Dani Reads: The Curious Incident of the Dog in the Night-time, Mark Haddon
Posted on 4 June 2014
When I took the summer off, I resolved that I would read things I wanted to read, as opposed to the things I needed to read. My English major, while training me to have mad analyzing skills and exposing me to wonderful works I wouldn’t have known otherwise (heya, Al Purdy!), dealt with books that I am required to read. As cliched as it may sound, the requirement part of it killed off my love for reading for a while. This summer is as much a vacation for my brain as it is a chance to pursue internships, and in the interests of doing things that I enjoyed, I pruned and cut and trimmed until my to-read list was down to twenty books that I had wanted to read for a while now.
The Curious Incident of the Dog in the Night-time came first because I had heard nothing but good things about it ever since it came to my attention. It’s on a lot of book recommendation lists, and it was always one of those books that I always saw in my local Chapters, so I thought, hey, why not. If this many people think it’s good, maybe there is something to the hype.
I went into the book expecting to encounter a character that would make me put down the book in the middle of a story and go, wow, this is intense. Instead, I came out feeling “meh” about the reading experience. Christopher is a well-written protagonist, no doubt about it. However, I felt like the introduction dragged on far more than necessary, and it took me a while to get invested in the main character – too far, as I wasn’t really invested in the protagonist until he makes the pivotal decision brought about by a letter.

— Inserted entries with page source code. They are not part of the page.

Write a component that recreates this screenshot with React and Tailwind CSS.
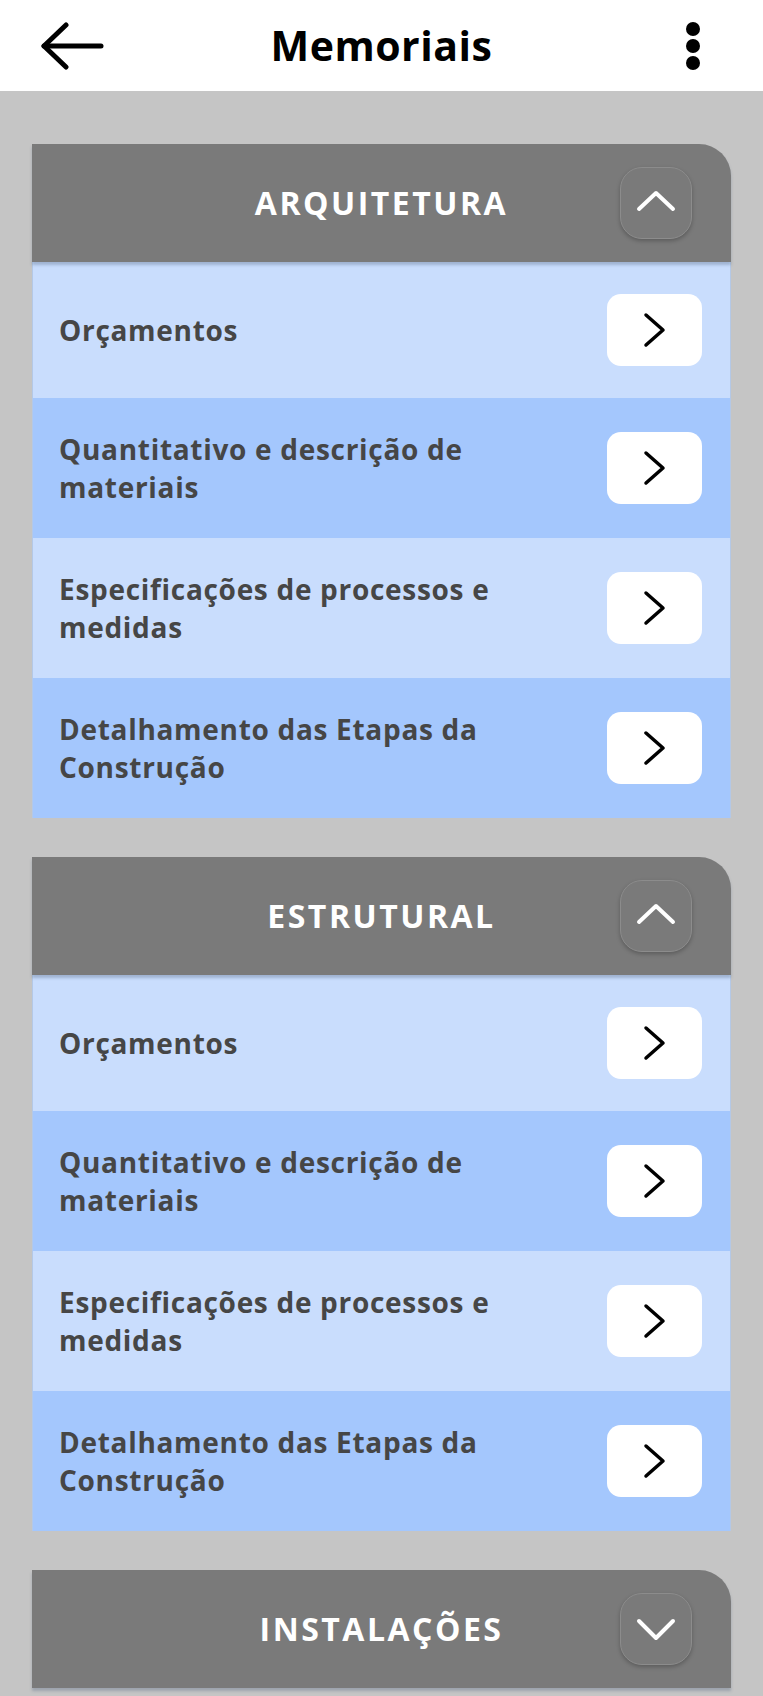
import React from 'react';

const sections = [
  {
    title: 'ARQUITETURA',
    open: true,
    items: [
      'Orçamentos',
      'Quantitativo e descrição de materiais',
      'Especificações de processos e medidas',
      'Detalhamento das Etapas da Construção',
    ],
  },
  {
    title: 'ESTRUTURAL',
    open: true,
    items: [
      'Orçamentos',
      'Quantitativo e descrição de materiais',
      'Especificações de processos e medidas',
      'Detalhamento das Etapas da Construção',
    ],
  },
  { title: 'INSTALAÇÕES', open: false, items: [] },
];

const font = { fontFamily: '"Open Sans", "Noto Sans", sans-serif' };

const App = () => {
  return (
    <div className="min-h-screen bg-[#c5c5c5]" style={font}>
      {/* Top bar */}
      <header className="h-[91px] bg-white flex items-center justify-between px-[40px]">
        <button aria-label="Voltar" className="w-[64px] h-[48px] flex items-center">
          <svg width="64" height="48" viewBox="0 0 64 48" fill="none" stroke="black" strokeWidth="5" strokeLinecap="round" strokeLinejoin="round">
            <path d="M4 24H61" />
            <path d="M26 3L4 24L26 45" />
          </svg>
        </button>
        <h1 className="text-[41px] font-bold text-black leading-none tracking-[0.5px]">Memoriais</h1>
        <button aria-label="Mais opções" className="w-[64px] h-[48px] flex items-center justify-end pr-[22px]">
          <svg width="16" height="48" viewBox="0 0 16 48" fill="black">
            <ellipse cx="8" cy="7" rx="7" ry="7" />
            <ellipse cx="8" cy="24" rx="7" ry="7" />
            <ellipse cx="8" cy="41" rx="7" ry="7" />
          </svg>
        </button>
      </header>

      {/* Sections */}
      <main className="flex flex-col gap-[39px] pt-[53px] px-[32px] pb-[9px]">
        {sections.map((s) => (
          <Section key={s.title} {...s} />
        ))}
      </main>
    </div>
  );
};

const Section = ({ title, open, items }) => (
  <section className="flex flex-col">
    <div className="relative z-10 h-[118px] bg-[#7a7a7a] rounded-tr-[32px] flex items-center justify-center shadow-[0_3px_3px_rgba(80,100,130,0.35)]">
      <h2 className="text-[32px] font-bold text-white tracking-[2.5px]">{title}</h2>
      <button
        aria-label={open ? 'Recolher' : 'Expandir'}
        className="absolute right-[39px] top-[23px] w-[72px] h-[72px] rounded-[22px] border border-[#8c8c8c] bg-[#7a7a7a] shadow-[0_2px_4px_rgba(0,0,0,0.25)] flex items-center justify-center"
      >
        <svg width="40" height="26" viewBox="0 0 40 26" fill="none" stroke="white" strokeWidth="4" strokeLinecap="round" strokeLinejoin="round">
          {open ? <path d="M3 19L20 3L37 19" /> : <path d="M3 5L20 22L37 5" />}
        </svg>
      </button>
    </div>
    {open &&
      items.map((item, i) => (
        <div
          key={item}
          className={`flex items-center justify-between gap-[24px] pl-[26px] pr-[28px] py-[32px] border-x border-[#b4c8e6] ${
            i % 2 === 0 ? 'bg-[#c9ddfd]' : 'bg-[#a4c7fd]'
          }`}
        >
          <span className="max-w-[530px] text-[28px] leading-[38px] font-bold tracking-[0.7px] text-[#464646]">{item}</span>
          <button aria-label="Abrir" className="shrink-0 w-[95px] h-[72px] rounded-[14px] bg-white flex items-center justify-center">
            <svg width="24" height="36" viewBox="0 0 24 36" fill="none" stroke="black" strokeWidth="3.5" strokeLinecap="round" strokeLinejoin="round">
              <path d="M3 3L20 18L3 33" />
            </svg>
          </button>
        </div>
      ))}
  </section>
);

export default App;
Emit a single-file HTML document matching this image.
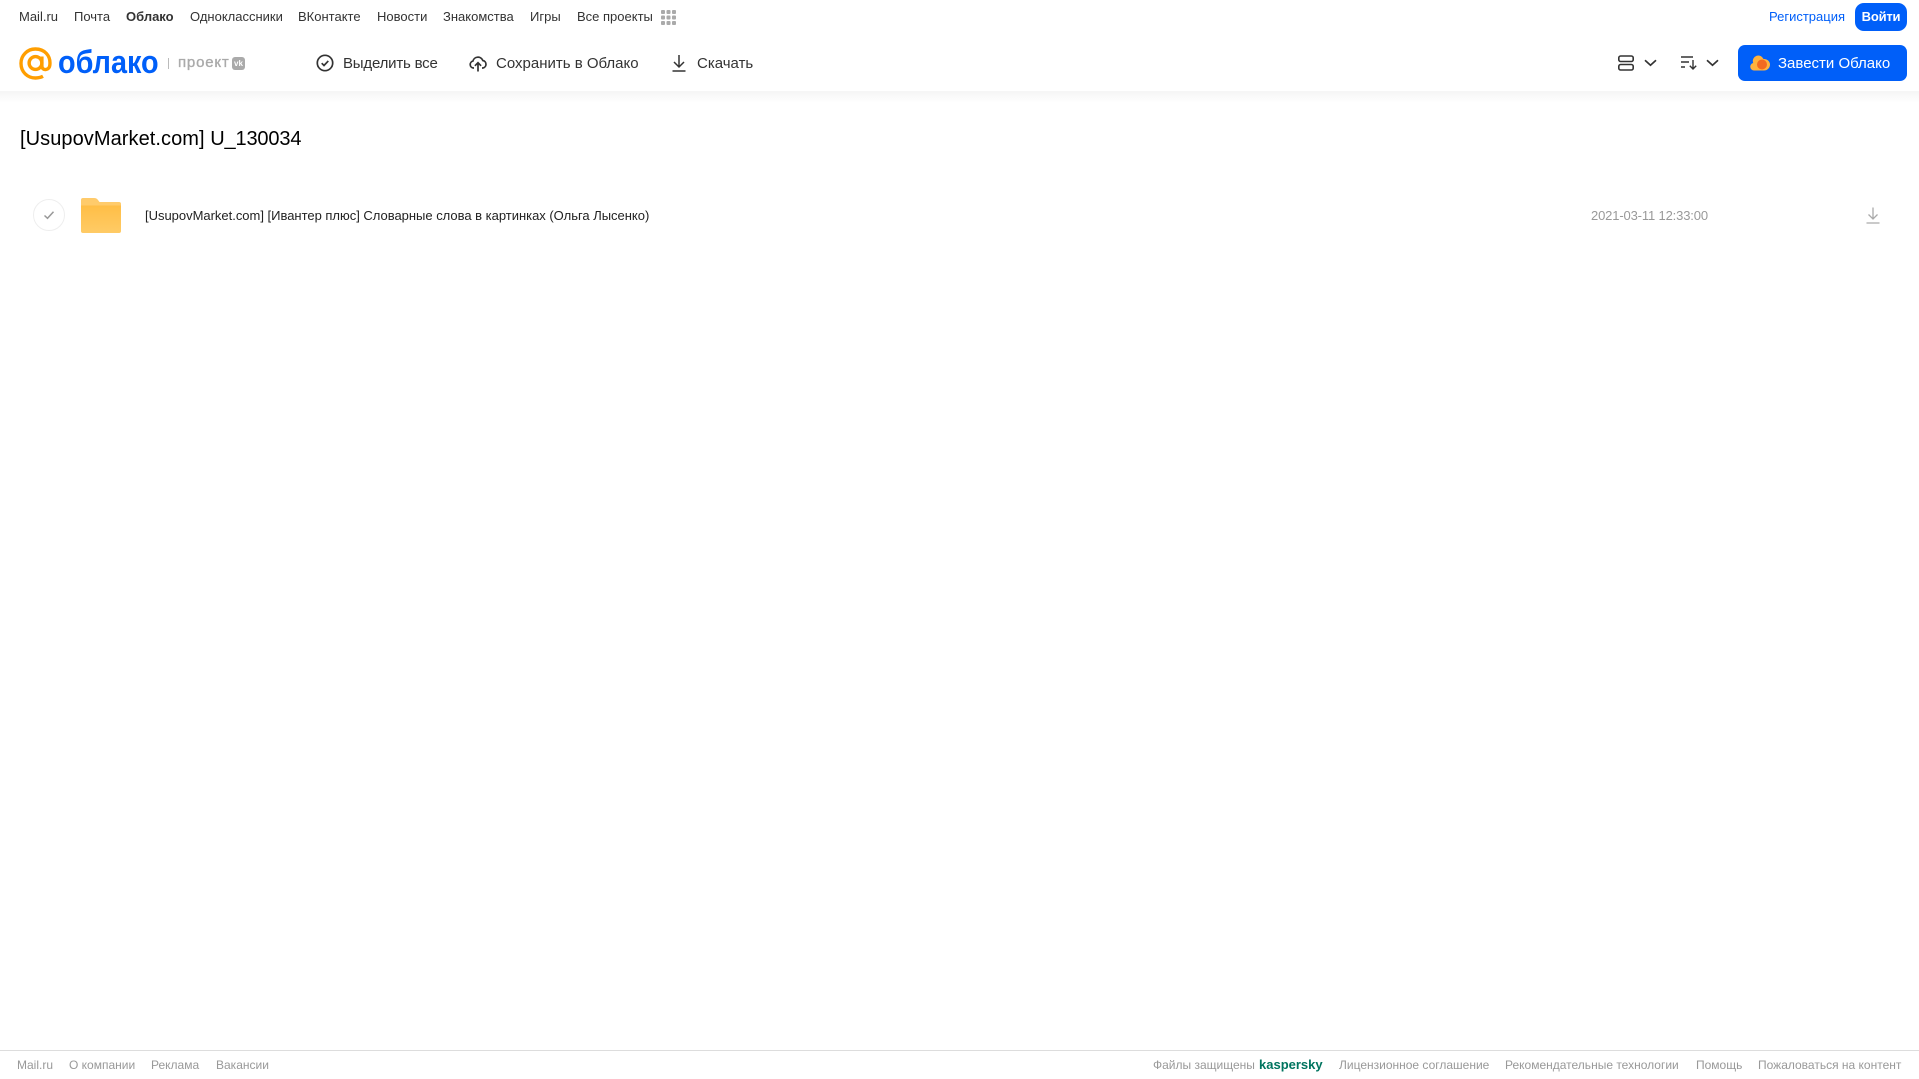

I kept hoping that Haddon had some surprise for the reader, that it was just taking some time to develop. I kept hoping that I just needed one more chapter to get to it, whatever I thought it might have been. I kept reading, and I kept being disappointed. I came away with the feeling that Curious Incident was a good book, but it wasn’t as good as I had been led to believe.
That being said, there are parts of the book that I loved, such as how Christopher and his logical manner of thinking was laid out for the reader. As a reader connecting the story as he saw it, even as he didn’t grasp it yet in its entirety, the experience was like having a conversation with the author. It was like Haddon whispering in my ear while his story was unfolding right in front of my eyes. It’s bloody skillful how Haddon sets things up for both Christopher and the reader, leading the reader down the track that the very logical Christopher is laying down, but a couple of steps behind him so that the reader sees both the bigger picture, and Christopher’s detailed experiences.
“And Mother said, “You go back to sleep now. Everything is going to be all right. I promise.”
“And I know I can do this (First Class Honours degree and become a scientist) because I went to London on my own, and because I solved the mystery of Who Killed Wellington? and I found my mother and I was brave and I wrote a book and that means I can do anything.”
Rating: 3/5. Quick read, amusing at some points, but a rather slow build up. Wouldn’t pick up again.